Skip to content

bash0C7/rb-vision-mac

Repository files navigation

rb-vision-mac

Ruby binding for Apple's Vision framework on macOS / Apple Silicon. Calls VNRecognizeTextRequest (OCR) and VNDetectFaceRectanglesRequest (face rectangles) directly from Ruby via Swift Package Manager and a thin C bridge. Built on swift_gem.

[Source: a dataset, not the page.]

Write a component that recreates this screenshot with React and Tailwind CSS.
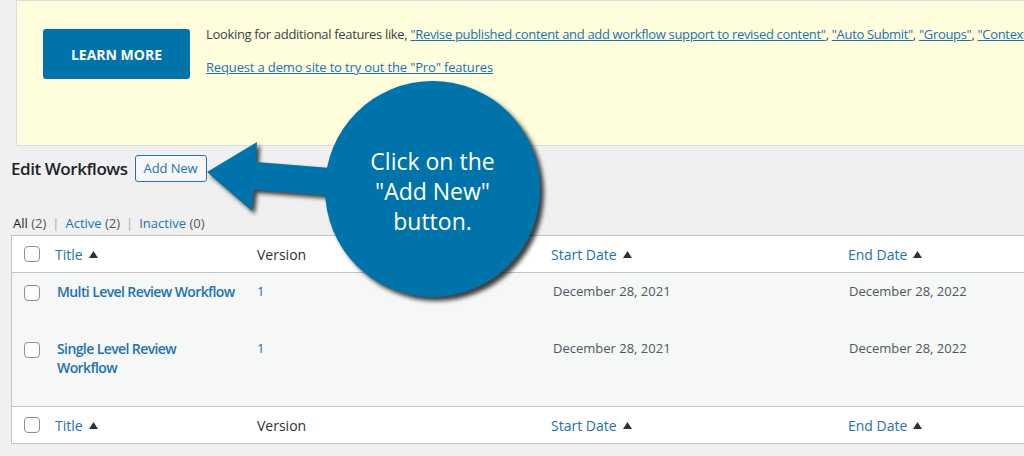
import React from "react";

const Tri = () => (
  <svg className="inline-block ml-[6px] w-[9px] h-[7px] align-[2px]" viewBox="0 0 9 7">
    <polygon points="4.5,0 9,7 0,7" fill="#2c3338" />
  </svg>
);

const Box = () => (
  <span className="block w-[16px] h-[16px] rounded-[4px] border border-[#8c8f94] bg-white" />
);

function HeadRow({ top }) {
  return (
    <div className={`flex items-center h-[37px] bg-white text-[14px] ${top ? "border-b" : "border-t"} border-[#c3c4c7]`}>
      <div className="w-[43px] pl-[12px]"><Box /></div>
      <div className="w-[202px] text-[#2271b1]">Title<Tri /></div>
      <div className="w-[294px] text-[#2c3338]">Version</div>
      <div className="w-[297px] text-[#2271b1]">Start Date<Tri /></div>
      <div className="w-[200px] text-[#2271b1]">End Date<Tri /></div>
    </div>
  );
}

function Row({ children, h }) {
  return (
    <div className={`flex items-start bg-[#f6f7f7] pt-[9px] ${h}`}>
      <div className="w-[43px] pl-[12px] pt-[3px]"><Box /></div>
      <div className="w-[202px] pl-[2px] text-[14px] leading-[19px] font-semibold text-[#2271b1] whitespace-nowrap tracking-[-0.6px]">{children}</div>
      <div className="w-[294px] text-[13px] leading-[19px] text-[#2271b1]">1</div>
      <div className="w-[297px] pl-[2px] text-[13px] leading-[19px] text-[#50575e]">December 28, 2021</div>
      <div className="w-[200px] pl-[1px] text-[13px] leading-[19px] text-[#50575e]">December 28, 2022</div>
    </div>
  );
}

export default function App() {
  return (
    <div
      className="relative w-[1024px] h-[456px] overflow-hidden bg-[#f0f0f1] text-[#1d2327]"
      style={{ fontFamily: '"Open Sans", "Noto Sans", sans-serif' }}
    >
      {/* Banner */}
      <div className="ml-[16px] w-[1100px] h-[146px] border border-[#dcdcde] bg-[#fefedc] flex items-start pt-[28px] pl-[26px]">
        <div className="shrink-0 w-[147px] h-[50px] rounded-[3px] bg-[#0073aa] text-white text-[14px] font-bold flex items-center justify-center">
          LEARN MORE
        </div>
        <div className="ml-[16px] -mt-[4px] text-[13px] leading-[19px] whitespace-nowrap">
          <div className="tracking-[-0.33px]">
            <span className="text-[#3c434a]">Looking for additional features like, </span>
            <a className="text-[#2271b1] underline">"Revise published content and add workflow support to revised content"</a>
            <span className="text-[#3c434a]">, </span>
            <a className="text-[#2271b1] underline">"Auto Submit"</a>
            <span className="text-[#3c434a]">, </span>
            <a className="text-[#2271b1] underline">"Groups"</a>
            <span className="text-[#3c434a]">, </span>
            <a className="text-[#2271b1] underline">"Contextual Comments"</a>
          </div>
          <div className="mt-[14px] tracking-[-0.15px]">
            <a className="text-[#2271b1] underline">Request a demo site to try out the "Pro" features</a>
          </div>
        </div>
      </div>

      {/* Heading */}
      <div className="flex items-center pl-[11px] mt-[9px] h-[27px]">
        <h1 className="text-[17px] font-semibold text-[#1d2327] tracking-[-0.45px]">Edit Workflows</h1>
        <button className="ml-[7px] h-[27px] px-[8px] rounded-[3px] border border-[#2271b1] bg-[#f6f7f7] text-[13px] text-[#2271b1] tracking-[-0.1px]">
          Add New
        </button>
      </div>

      {/* Filters */}
      <div className="pl-[13px] mt-[32px] text-[13px] leading-[18px] whitespace-nowrap">
        <span className="text-[#1d2327]">All</span>
        <span className="text-[#50575e]"> (2)</span>
        <span className="text-[#a7aaad] px-[6px]">|</span>
        <span className="text-[#2271b1]">Active</span>
        <span className="text-[#50575e]"> (2)</span>
        <span className="text-[#a7aaad] px-[6px]">|</span>
        <span className="text-[#2271b1]">Inactive</span>
        <span className="text-[#50575e]"> (0)</span>
      </div>

      {/* Table */}
      <div className="ml-[11px] mt-[3px] w-[1100px] border border-[#c3c4c7]">
        <HeadRow top />
        <Row h="h-[57px]">Multi Level Review Workflow</Row>
        <Row h="h-[76px]">
          Single Level Review
          <br />
          Workflow
        </Row>
        <HeadRow />
      </div>

      {/* Arrow callout */}
      <svg
        className="absolute left-[200px] top-[135px] w-[135px] h-[85px] overflow-visible drop-shadow-[3px_3px_2px_rgba(0,0,0,0.75)]"
        viewBox="0 0 135 85"
      >
        <polygon
          points="7,37 57,7 56,27 131,33 131,61 54,55 52,76"
          fill="#0073aa"
        />
      </svg>

      {/* Circle callout */}
      <div className="absolute left-[325px] top-[81px] w-[215px] h-[216px] rounded-full bg-[#0073aa] shadow-[4px_4px_4px_rgba(0,0,0,0.75)] flex items-center justify-center">
        <div className="text-white text-center text-[23px] leading-[30px] pt-[4px]">
          Click on the
          <br />
          "Add New"
          <br />
          button.
        </div>
      </div>
    </div>
  );
}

OCR functionality overlaps with rb-vision-ocrmac, which remains as an OCR-only study piece. This gem is the broader Vision binding.

Requirements

  • macOS 12+, Apple Silicon
  • Swift 6.3+ (SE-0495 @c attribute) for the library build. Install via swiftly.
  • Ruby 3.2+, Bundler 4.x
  • Xcode Command Line Tools only if you want to run examples/vision_mac.swift. The pure-Swift sample must run under xcrun swift; swiftly's 6.3 swift binary cannot JIT-link Apple system frameworks (Vision, AppKit) in interpret mode. The library build itself does not need CLT. Install with xcode-select --install.

Installation

bundle add rb-vision-mac
gem install rb-vision-mac

Usage

require "vision_mac"

VisionMac.recognize_text("path/to/image.png")
# => "Detected text line 1\nDetected text line 2\n..."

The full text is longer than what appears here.